In early November things came together even better than any of my attempted plans. Her program led her to spent a week in Michigan, and on the Friday night of that week I jumped on a plane and joined her at the farmhouse. We went up to the cliff overlooking Lake Michigan, her self-described "favorite place in the world," and I read her the letter I'd written her from my tent at base camp beneath Kilimanjaro, in which I'd said I was going to marry her.

I vowed this would be the year I finished my shopping early, but I make that vow every year, and there I was on the night of the December 23rd, standing in line at a department store. There were reports that Evelyn might be too sick to join us for Christmas, but she pulled through like a trooper, making everyone's day. My sister Alison flew in from Rome, she and our brother Colin had brunch with Liz and me, reaffirming that no matter how pulled in different directions the family becomes, we'll always make time for each other.
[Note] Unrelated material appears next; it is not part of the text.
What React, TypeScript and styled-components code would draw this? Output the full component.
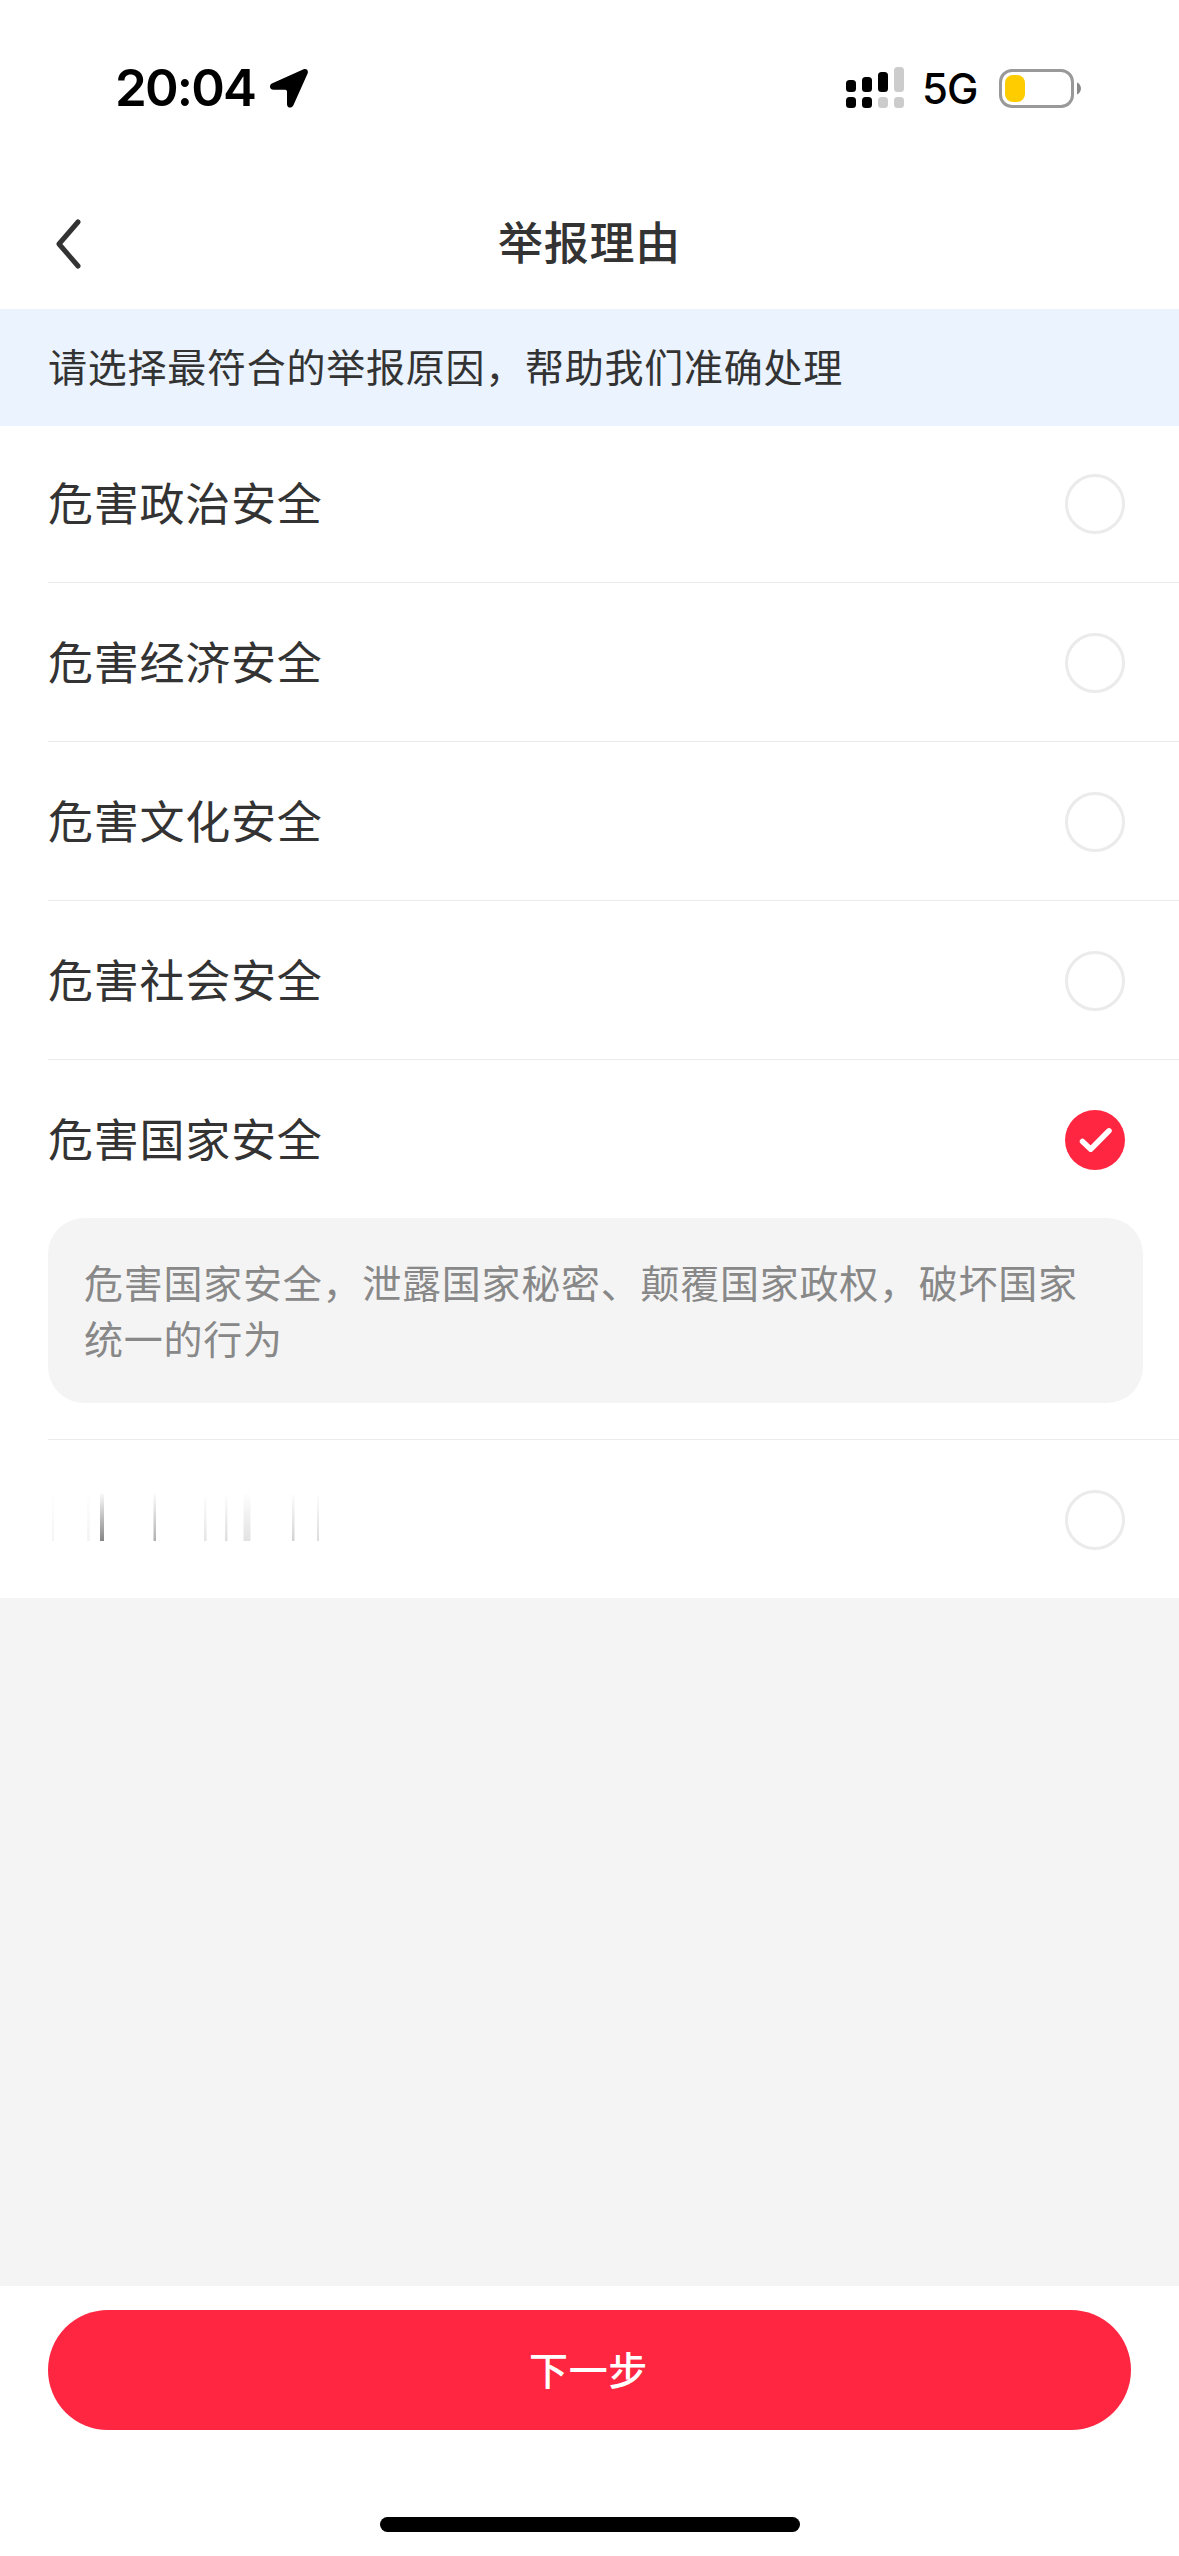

Liz, our families, my friends (27 years of friendship and counting in some cases)... I'm lucky to have so many people to care about.
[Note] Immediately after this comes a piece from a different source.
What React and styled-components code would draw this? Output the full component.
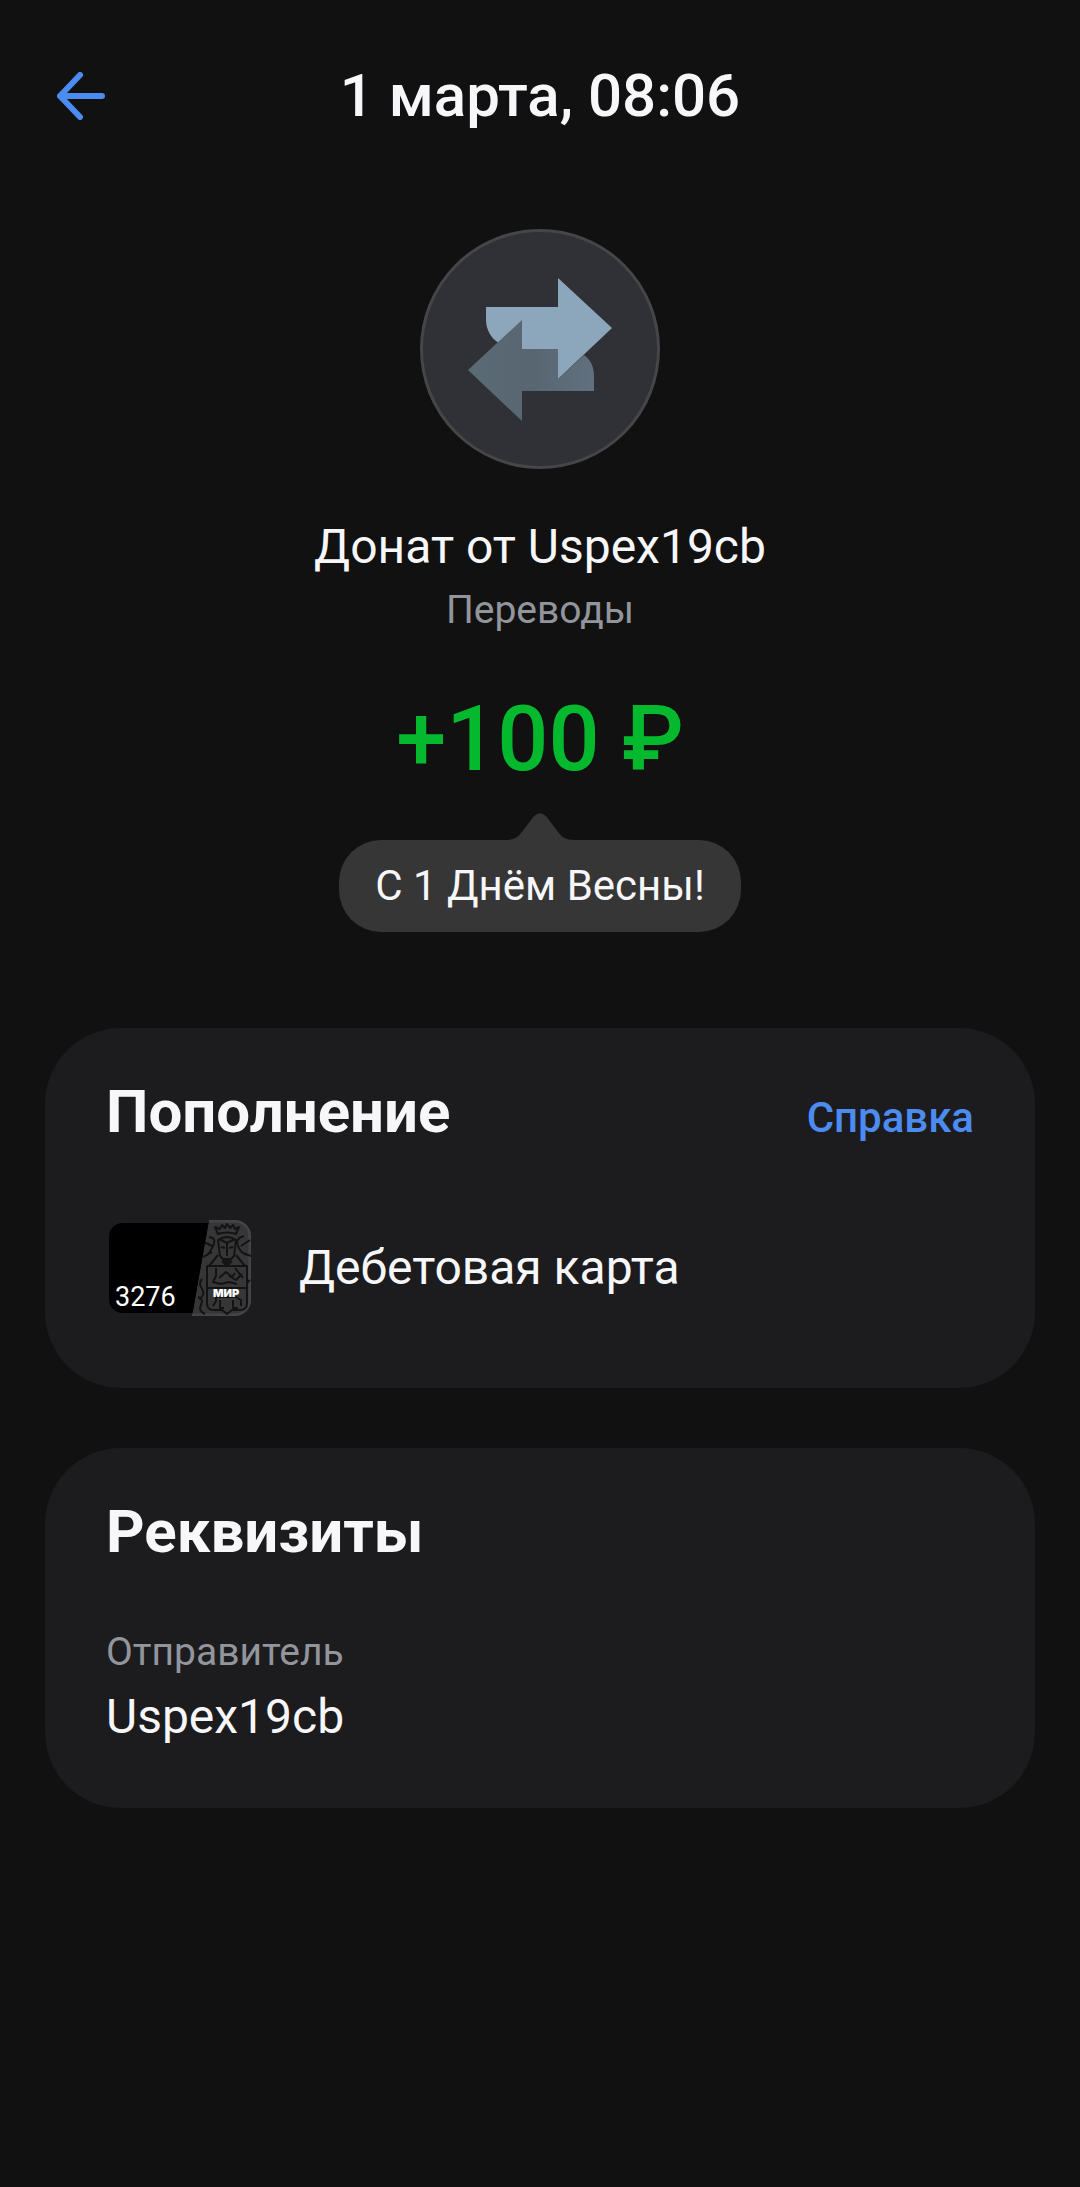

I'm hoping to get back to posting something here every couple weeks. Maybe I'll do some non-baseball writing, or perhaps I'll only write here much during my summer break from teaching, I don't know. I've already accomplished more than I expected to when I started this blog in 2012. The main reason I started writing again was to feel like a bigger part of the baseball world. This year I've had great discussions with numerous fans and writers, my work has been linked to by national outlets, my name was spoken on ESPN's Baseball Tonight, and I'm now being paid a bit to run the biggest and best Cleveland Indians blog in the world. I think all of that qualifies this site as an enormous success, no matter what becomes of it going forward.